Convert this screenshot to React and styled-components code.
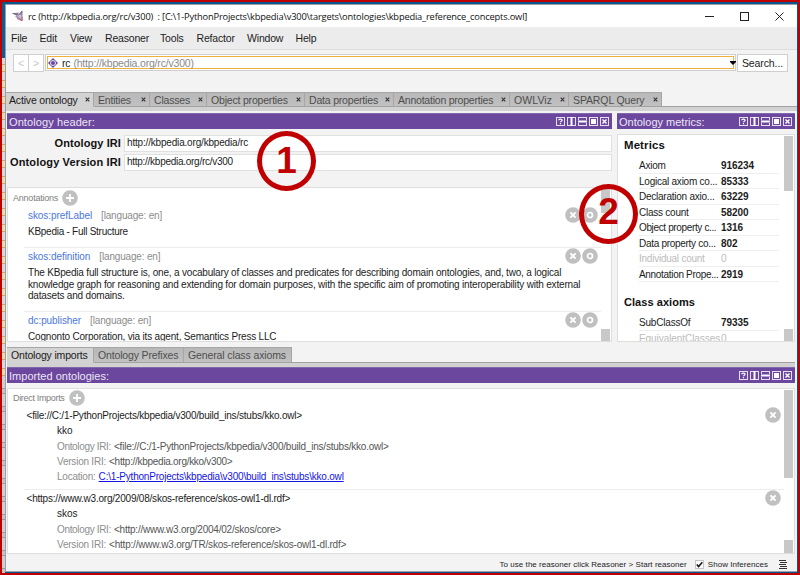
import React from "react";
import styled, { createGlobalStyle } from "styled-components";

const Global = createGlobalStyle`
  * { box-sizing: border-box; }
  body { margin: 0; font-family: "Liberation Sans", Arial, sans-serif; color: #1c1c1c; }
`;

const Frame = styled.div`
  position: relative;
  width: 800px;
  height: 575px;
  overflow: hidden;
  border: 2px solid #c00000;
  background: #0c548c;
  padding-top: 2px;
  display: flex;
`;
const Desktop = styled.div`
  width: 3px;
  height: 569px;
  display: flex;
  flex-direction: column;
`;
const DesktopBlue = styled.div`
  height: 54px;
  background: #0d5c96;
`;
const DesktopIcons = styled.div`
  height: 318px;
  background: repeating-linear-gradient(#dcdad6 0 6px, #c8aa74 6px 7px, #ecdcae 7px 13px, #cfa558 13px 14px, #d8d8d8 14px 16px);
`;
const DesktopText = styled.div`
  flex: 1;
  background: repeating-linear-gradient(#cfcfcf 0 12px, #9a9a9a 12px 13px, #c4c4c4 13px 17px, #999 17px 18px);
`;
const Window = styled.div`
  width: 792px;
  height: 568px;
  background: #f3f3f3;
  border: 1px solid #9aa0a8;
  border-right: 0;
  display: flex;
  flex-direction: column;
`;

const TitleBar = styled.div`
  height: 22px;
  background: #fff;
  display: flex;
  align-items: center;
  padding: 0 13px 0 6px;
`;
const TitleText = styled.div`
  font: 9.3px "Open Sans", sans-serif;
  letter-spacing: -0.18px;
  margin-left: 4px;
  white-space: pre;
  color: #111;
`;
const WindowButtons = styled.div`
  margin-left: auto;
  display: flex;
  gap: 26px;
`;
const MenuBar = styled.div`
  height: 23px;
  background: #ececec;
  border-bottom: 1px solid #dcdcdc;
  display: flex;
  align-items: center;
  padding-left: 5px;
`;
const MenuItem = styled.div`
  width: ${(p) => p.$w}px;
  font-size: 10.5px;
  letter-spacing: -0.18px;
  white-space: nowrap;
`;
const Toolbar = styled.div`
  height: 42px;
  padding: 4px 8px 0 7px;
  display: flex;
`;
const NavButton = styled.div`
  width: ${(p) => p.$w || 16}px;
  height: 18px;
  margin-right: ${(p) => p.$mr || 0}px;
  background: #fff;
  border: 1px solid #cfcfcf;
  color: ${(p) => (p.$dark ? "#222" : "#c8c8c8")};
  display: flex;
  align-items: center;
  justify-content: center;
  font-size: 10.5px;
  letter-spacing: -0.1px;
  & + & { margin-left: -1px; }
`;
const Combo = styled.div`
  width: 691px;
  height: 17px;
  margin-right: 1px;
  padding: 1px;
  background: #fff;
  border: 1px solid #cfcfcf;
`;
const ComboField = styled.div`
  width: 687px;
  height: 13px;
  border: 1px solid #f0b13c;
  display: flex;
  align-items: center;
  font-size: 10.5px;
  letter-spacing: -0.18px;
  color: #8a8a8a;
  b { font-weight: 400; color: #222; margin: 0 3px 0 4px; }
  svg:last-child { margin-left: auto; margin-right: -3px; }
`;

const TabStrip = styled.div`
  display: flex;
  height: ${(p) => p.$h}px;
  border-bottom: 4px solid #d2d2d2;
  position: relative;
`;
const TabRest = styled.div`
  flex: 1;
  border-bottom: 1px solid #a2a2a2;
`;
const TabBox = styled.div`
  width: ${(p) => p.$w}px;
  display: flex;
  align-items: center;
  justify-content: space-between;
  padding: 0 3px 0 ${(p) => p.$pl || 4}px;
  font-size: 10.5px;
  letter-spacing: ${(p) => (p.$ls || 0) - 0.22}px;
  white-space: nowrap;
  background: ${(p) => (p.$active ? "#d3d3d3" : "linear-gradient(#b8b8b8, #c1c1c1)")};
  color: ${(p) => (p.$active ? "#1a1a1a" : "#4e4e4e")};
  border: 1px solid #a6a6a6;
  border-left-width: 0;
  border-bottom-color: ${(p) => (p.$active ? "#d3d3d3" : "#a2a2a2")};
`;

const Main = styled.div`
  display: flex;
  gap: 5px;
  padding: 2px 0 0 1px;
  height: 231px;
`;
const Column = styled.div`
  width: ${(p) => p.$w}px;
  display: flex;
  flex-direction: column;
`;
const PanelHeader = styled.div`
  height: 16px;
  flex: none;
  background: #6b479e;
  border-top: 1px solid #8266ae;
  color: #ece6f5;
  font-size: 11px;
  letter-spacing: ${(p) => p.$ls || 0}px;
  display: flex;
  align-items: center;
  justify-content: space-between;
  padding: 0 3px 0 2px;
  white-space: nowrap;
`;
const HeaderButtons = styled.div`
  display: flex;
  gap: 2px;
`;
const IriForm = styled.div`
  height: 58px;
  padding-top: 5px;
  display: flex;
  flex-direction: column;
  gap: 1px;
`;
const IriRow = styled.div`
  display: flex;
  height: 18px;
  align-items: center;
`;
const IriLabel = styled.div`
  width: 114px;
  margin-right: 3px;
  text-align: right;
  font-size: 11px;
  font-weight: 700;
  letter-spacing: ${(p) => p.$ls}px;
  white-space: nowrap;
  color: #111;
`;
const IriInput = styled.div`
  flex: 1;
  height: 17px;
  line-height: 14px;
  border: 1px solid #e0e0e0;
  background: #fff;
  padding-left: 2px;
  font-size: 10px;
  letter-spacing: ${(p) => p.$ls - 0.22}px;
`;

const ScrollBox = styled.div`
  height: ${(p) => p.$h}px;
  flex: none;
  background: #fff;
  border: 1px solid #dedede;
  display: flex;
  overflow: hidden;
`;
const ScrollContent = styled.div`
  flex: 1;
  min-width: 0;
  overflow: hidden;
`;
const ScrollBar = styled.div`
  width: 10px;
  padding-top: 1px;
  display: flex;
  flex-direction: column;
  justify-content: space-between;
`;
const Thumb = styled.div`
  width: 9px;
  height: ${(p) => p.$h}px;
  background: #c8c8c8;
`;
const SectionLabel = styled.div`
  height: ${(p) => p.$h}px;
  margin-left: 5px;
  display: flex;
  align-items: center;
  gap: 4px;
  font-size: 9px;
  letter-spacing: ${(p) => (p.$ls || 0) - 0.22}px;
  color: #808080;
  svg { flex: none; }
`;
const Annotation = styled.div`
  height: ${(p) => p.$h}px;
  margin: 0 0 0 16px;
  padding-left: 4px;
  border-bottom: 1px solid #ededed;
`;
const AnnotationHead = styled.div`
  height: 16px;
  display: flex;
  align-items: center;
  font-size: 10px;
  white-space: nowrap;
`;
const Property = styled.span`
  color: #4c77e0;
  letter-spacing: -0.07px;
`;
const Lang = styled.span`
  color: #8c8c8c;
  margin-left: 9px;
  letter-spacing: -0.17px;
`;
const Actions = styled.div`
  margin-left: auto;
  margin-right: ${(p) => p.$mr}px;
  display: flex;
  gap: 1px;
`;
const Value = styled.div`
  margin-top: 3px;
  font-size: 10px;
  line-height: 11.65px;
  letter-spacing: ${(p) => (p.$ls || 0) - 0.22}px;
  white-space: pre;
`;

const MetricTitle = styled.div`
  height: 21px;
  line-height: 21px;
  margin: ${(p) => p.$mt || 0}px 0 2px 6px;
  font-size: ${(p) => p.$fs || 11}px;
  font-weight: 700;
  letter-spacing: ${(p) => p.$ls}px;
  color: #111;
`;
const MetricRow = styled.div`
  display: flex;
  height: 15.55px;
  line-height: 15.5px;
  width: 140px;
  margin-left: 21px;
  border-bottom: 1px solid #efefef;
  font-size: 10px;
  white-space: nowrap;
  color: ${(p) => (p.$off ? "#bcbcbc" : "#1c1c1c")};
`;
const MetricName = styled.div`
  width: 82px;
  letter-spacing: ${(p) => (p.$ls || 0) - 0.24}px;
`;
const MetricValue = styled.div`
  font-weight: ${(p) => (p.$off ? 400 : 700)};
  letter-spacing: -0.05px;
`;

const Imports = styled.div`
  padding-left: 1px;
  display: flex;
  flex-direction: column;
  width: 789px;
`;
const Gap = styled.div`
  height: 5px;
`;
const ImportItem = styled.div`
  height: 83px;
  margin-left: 16px;
  border-bottom: 1px solid #ededed;
  font-size: 10px;
  letter-spacing: -0.21px;
  white-space: nowrap;
`;
const ImportHead = styled.div`
  height: 16px;
  padding-left: 2.5px;
  display: flex;
  align-items: center;
`;
const ImportName = styled.div`
  height: 16px;
  line-height: 15px;
  padding-left: 33px;
  letter-spacing: 0;
`;
const ImportFact = styled.div`
  height: 15px;
  line-height: 15px;
  padding-left: 33px;
  display: flex;
  gap: 3px;
  color: #555;
`;
const FactLabel = styled.span`
  color: #8e8e8e;
  letter-spacing: ${(p) => (p.$ls || 0) - 0.22}px;
`;
const FactValue = styled.span`
  letter-spacing: ${(p) => (p.$ls || 0) - 0.22}px;
`;
const FileLink = styled.a`
  color: #1414e6;
  letter-spacing: -0.2px;
  text-decoration: underline;
`;

const StatusBar = styled.div`
  flex: 1;
  display: flex;
  align-items: center;
  justify-content: flex-end;
  padding-right: 10px;
  padding-top: 3px;
  font-size: 8px;
  letter-spacing: 0.04px;
  white-space: nowrap;
`;
const CheckBox = styled.div`
  width: 9px;
  height: 9px;
  margin: 0 4px 0 8px;
  background: #fff;
  border: 1px solid #c4c4c4;
  display: flex;
`;
const StatusText = styled.span`
  margin-right: ${(p) => p.$mr || 0}px;
`;

const Callout = styled.div`
  position: absolute;
  left: ${(p) => p.$x - 31.5}px;
  top: ${(p) => p.$y - 31.5}px;
  width: 59px;
  height: 60px;
  border: 5px solid #c00000;
  border-radius: 50%;
  color: #c00000;
  font-size: 37px;
  font-weight: 700;
  line-height: ${(p) => p.$lh}px;
  text-align: center;
`;

const CloseGlyph = () => (
  <svg width="5" height="5" viewBox="0 0 5 5" stroke="#333" strokeWidth="1.1"><path d="M.7.7l3.6 3.6M4.3.7L.7 4.3" /></svg>
);
const CircleIcon = ({ kind }) => (
  <svg width="16" height="16" viewBox="0 0 16 16" fill="none" stroke="#fff">
    <circle cx="8" cy="8" r="7.8" fill="#c0c0c0" stroke="none" />
    {kind === "add" && <path d="M8 4v8M4 8h8" strokeWidth="1.8" />}
    {kind === "x" && <path d="M5.4 5.4l5.2 5.2M10.6 5.4l-5.2 5.2" strokeWidth="1.9" />}
    {kind === "o" && <circle cx="8" cy="8" r="2.5" strokeWidth="1.7" />}
  </svg>
);
const ViewIcon = ({ kind }) => (
  <svg width="9" height="9" viewBox="0 0 9 9" fill="none" stroke="#e6def0">
    {kind === "row" ? (
      <path d="M0 .5h9M0 8.5h9M.5 0v3M8.5 0v3M.5 6v3M8.5 6v3" />
    ) : (
      <rect x=".5" y=".5" width="8" height="8" />
    )}
    {kind === "help" && <path d="M2.7 3.3c0-1.6 3.4-1.6 3.4 0 0 1-1.6.8-1.6 2M4.5 6v1.2" strokeWidth="1.2" stroke="#fff" />}
    {kind === "col" && <path d="M4.5 0v9" strokeWidth="2" stroke="#fff" />}
    {kind === "row" && <path d="M0 4.5h9" strokeWidth="2" stroke="#fff" />}
    {kind === "max" && <rect x="2.5" y="2.5" width="4" height="4" fill="#fff" stroke="#fff" />}
    {kind === "close" && <path d="M2.5 2.5l4 4M6.5 2.5l-4 4" strokeWidth="1.4" stroke="#fff" />}
  </svg>
);
const PanelBar = ({ title, ls }) => (
  <PanelHeader $ls={ls}>
    {title}
    <HeaderButtons>
      {["help", "col", "row", "max", "close"].map((k) => <ViewIcon key={k} kind={k} />)}
    </HeaderButtons>
  </PanelHeader>
);
const AppIcon = () => (
  <svg width="12" height="12" viewBox="0 0 12 12">
    <path d="M0 3.2L7 2.6 5.2 6z" fill="#85839a" />
    <path d="M6 4.8L10.4.4l-.6 5.4z" fill="#a98bb8" />
    <path d="M2.6 6.2L9.6 5.6l.6 5.2L5 8.6z" fill="#cbbccf" />
    <path d="M.6 3.3L7 5.4l3-4.4v9.6L4.4 6.3" fill="none" stroke="#66557a" strokeWidth=".7" />
    <path d="M5 8.5l5.2 2.3-.2-4" fill="none" stroke="#bd5674" strokeWidth=".8" />
  </svg>
);

const menus = [["File", 28.5], ["Edit", 30.5], ["View", 35], ["Reasoner", 55], ["Tools", 36.5], ["Refactor", 50.5], ["Window", 48.5], ["Help", 30]];
const tabs = [["Active ontology", 88, 0.05, 3], ["Entities", 56, 0.02], ["Classes", 57, 0.02], ["Object properties", 98, 0.03], ["Data properties", 89, 0.03], ["Annotation properties", 116, 0], ["OWLViz", 59, 0.3], ["SPARQL Query", 93, 0.1]];
const metrics = [["Axiom", "916234"], ["Logical axiom co...", "85333"], ["Declaration axio...", "63229"], ["Class count", "58200"], ["Object property c...", "1316", -0.12], ["Data property co...", "802", -0.05], ["Individual count", "0"], ["Annotation Prope...", "2919", -0.08]];
const classAxioms = [["SubClassOf", "79335", 0.05], ["EquivalentClasses", "0", 0.17]];
const annotations = [
  ["skos:prefLabel", 41, "KBpedia - Full Structure", -0.04],
  ["skos:definition", 64, "The KBpedia full structure is, one, a vocabulary of classes and predicates for describing domain ontologies, and, two, a logical\nknowledge graph for reasoning and extending for domain purposes, with the specific aim of promoting interoperability with external\ndatasets and domains.", 0.03],
  ["dc:publisher", 64, "Cognonto Corporation, via its agent, Semantics Press LLC", 0.03],
];
const imports = [
  { doc: "<file://C:/1-PythonProjects/kbpedia/v300/build_ins/stubs/kko.owl>", name: "kko", iri: "<file://C:/1-PythonProjects/kbpedia/v300/build_ins/stubs/kko.owl>", ver: "<http://kbpedia.org/kko/v300>", verLs: -0.07, loc: "C:\\1-PythonProjects\\kbpedia\\v300\\build_ins\\stubs\\kko.owl" },
  { doc: "<https://www.w3.org/2009/08/skos-reference/skos-owl1-dl.rdf>", name: "skos", iri: "<http://www.w3.org/2004/02/skos/core>", ver: "<http://www.w3.org/TR/skos-reference/skos-owl1-dl.rdf>", verLs: 0.01 },
];

const Metric = ({ name, value, ls }) => {
  const off = value === "0";
  return (
    <MetricRow $off={off}>
      <MetricName $ls={ls}>{name}</MetricName>
      <MetricValue $off={off}>{value}</MetricValue>
    </MetricRow>
  );
};

export default function App() {
  return (
    <Frame>
      <Global />
      <Desktop><DesktopBlue /><DesktopIcons /><DesktopText /></Desktop>
      <Window>
        <TitleBar>
          <AppIcon />
          <TitleText>{"rc (http://kbpedia.org/rc/v300)  : [C:\\1-PythonProjects\\kbpedia\\v300\\targets\\ontologies\\kbpedia_reference_concepts.owl]"}</TitleText>
          <WindowButtons>
            <svg width="9" height="9" stroke="#222"><path d="M0 4.5h9" /></svg>
            <svg width="9" height="9" stroke="#222" fill="none"><rect x=".5" y=".5" width="8" height="8" /></svg>
            <svg width="9" height="9" stroke="#222"><path d="M.5.5l8 8M8.5.5l-8 8" /></svg>
          </WindowButtons>
        </TitleBar>
        <MenuBar>{menus.map(([t, w]) => <MenuItem key={t} $w={w}>{t}</MenuItem>)}</MenuBar>
        <Toolbar>
          <NavButton>&lt;</NavButton>
          <NavButton $mr={1}>&gt;</NavButton>
          <Combo>
            <ComboField>
              <svg width="10" height="10" viewBox="0 0 10 10">
                <path d="M5 0l5 5-5 5-5-5z" fill="#6b479e" />
                <circle cx="5" cy="5" r="2.5" fill="#6b479e" stroke="#e9e2f4" strokeWidth="1" />
              </svg>
              <b>rc</b>(http://kbpedia.org/rc/v300)
              <svg width="6" height="4"><path d="M0 0h6v1L3 4 0 1z" fill="#000" /></svg>
            </ComboField>
          </Combo>
          <NavButton $w={51} $dark>Search...</NavButton>
        </Toolbar>
        <TabStrip $h={19}>
          {tabs.map(([t, w, ls, pl], i) => (
            <TabBox key={t} $w={w} $ls={ls} $pl={pl} $active={i === 0}>{t}<CloseGlyph /></TabBox>
          ))}
          <TabRest />
        </TabStrip>
        <Main>
          <Column $w={605}>
            <PanelBar title="Ontology header:" ls={0.1} />
            <IriForm>
              <IriRow><IriLabel $ls={0.09}>Ontology IRI</IriLabel><IriInput $ls={0.04}>http://kbpedia.org/kbpedia/rc</IriInput></IriRow>
              <IriRow><IriLabel $ls={0.14}>Ontology Version IRI</IriLabel><IriInput $ls={-0.05}>http://kbpedia.org/rc/v300</IriInput></IriRow>
            </IriForm>
            <ScrollBox $h={155}>
              <ScrollContent>
                <SectionLabel $h={19}>Annotations<CircleIcon kind="add" /></SectionLabel>
                {annotations.map(([p, h, v, ls]) => (
                  <Annotation key={p} $h={h}>
                    <AnnotationHead>
                      <Property>{p}</Property><Lang>[language: en]</Lang>
                      <Actions $mr={3}><CircleIcon kind="x" /><CircleIcon kind="o" /></Actions>
                    </AnnotationHead>
                    <Value $ls={ls}>{v}</Value>
                  </Annotation>
                ))}
              </ScrollContent>
              <ScrollBar><Thumb $h={24} /><Thumb $h={12} /></ScrollBar>
            </ScrollBox>
          </Column>
          <Column $w={178}>
            <PanelBar title="Ontology metrics:" />
            <Gap />
            <ScrollBox $h={208}>
              <ScrollContent>
                <MetricTitle $ls={0.15} $fs={11.4}>Metrics</MetricTitle>
                {metrics.map(([n, v, ls]) => <Metric key={n} name={n} value={v} ls={ls} />)}
                <MetricTitle $ls={0.05} $mt={10}>Class axioms</MetricTitle>
                {classAxioms.map(([n, v, ls]) => <Metric key={n} name={n} value={v} ls={ls} />)}
              </ScrollContent>
              <ScrollBar><Thumb $h={55} /><Thumb $h={12} /></ScrollBar>
            </ScrollBox>
          </Column>
        </Main>
        <Imports>
          <Gap />
          <TabStrip $h={20}>
            <TabBox $w={87} $ls={0.05} $active>Ontology imports</TabBox>
            <TabBox $w={90} $ls={0.07}>Ontology Prefixes</TabBox>
            <TabBox $w={108} $ls={0.1}>General class axioms</TabBox>
            <TabRest />
          </TabStrip>
          <PanelBar title="Imported ontologies:" ls={0.02} />
          <Gap />
          <ScrollBox $h={166}>
            <ScrollContent>
              <SectionLabel $h={18} $ls={-0.1}>Direct Imports<CircleIcon kind="add" /></SectionLabel>
              {imports.map((m) => (
                <ImportItem key={m.name}>
                  <ImportHead>{m.doc}<Actions $mr={3}><CircleIcon kind="x" /></Actions></ImportHead>
                  <ImportName>{m.name}</ImportName>
                  <ImportFact><FactLabel $ls={-0.12}>Ontology IRI:</FactLabel><FactValue>{m.iri}</FactValue></ImportFact>
                  <ImportFact><FactLabel>Version IRI:</FactLabel><FactValue $ls={m.verLs}>{m.ver}</FactValue></ImportFact>
                  {m.loc && <ImportFact><FactLabel>Location:</FactLabel><FileLink>{m.loc}</FileLink></ImportFact>}
                </ImportItem>
              ))}
            </ScrollContent>
            <ScrollBar><Thumb $h={88} /><Thumb $h={13} /></ScrollBar>
          </ScrollBox>
        </Imports>
        <StatusBar>
          <StatusText>To use the reasoner click Reasoner &gt; Start reasoner</StatusText>
          <CheckBox><svg width="7" height="7" fill="none" stroke="#111" strokeWidth="1.5"><path d="M.8 3.5l1.8 2L6.3 1.2" /></svg></CheckBox>
          <StatusText $mr={11}>Show Inferences</StatusText>
          <svg width="8" height="9" stroke="#333" strokeWidth="1.2"><path d="M0 .5h7M1 2.5h7M0 4.5h7M1 6.5h7M0 8.5h8" /></svg>
        </StatusBar>
      </Window>
      <Callout $x={286.5} $y={160.5} $lh={49}>1</Callout>
      <Callout $x={608.5} $y={213.5} $lh={46}>2</Callout>
    </Frame>
  );
}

» **What to do**: Look through the material above. Copy each line where the word "components" appears.

» **Answer to this exercise**:
Convert this screenshot to React and styled-components code.
import styled, { createGlobalStyle } from "styled-components";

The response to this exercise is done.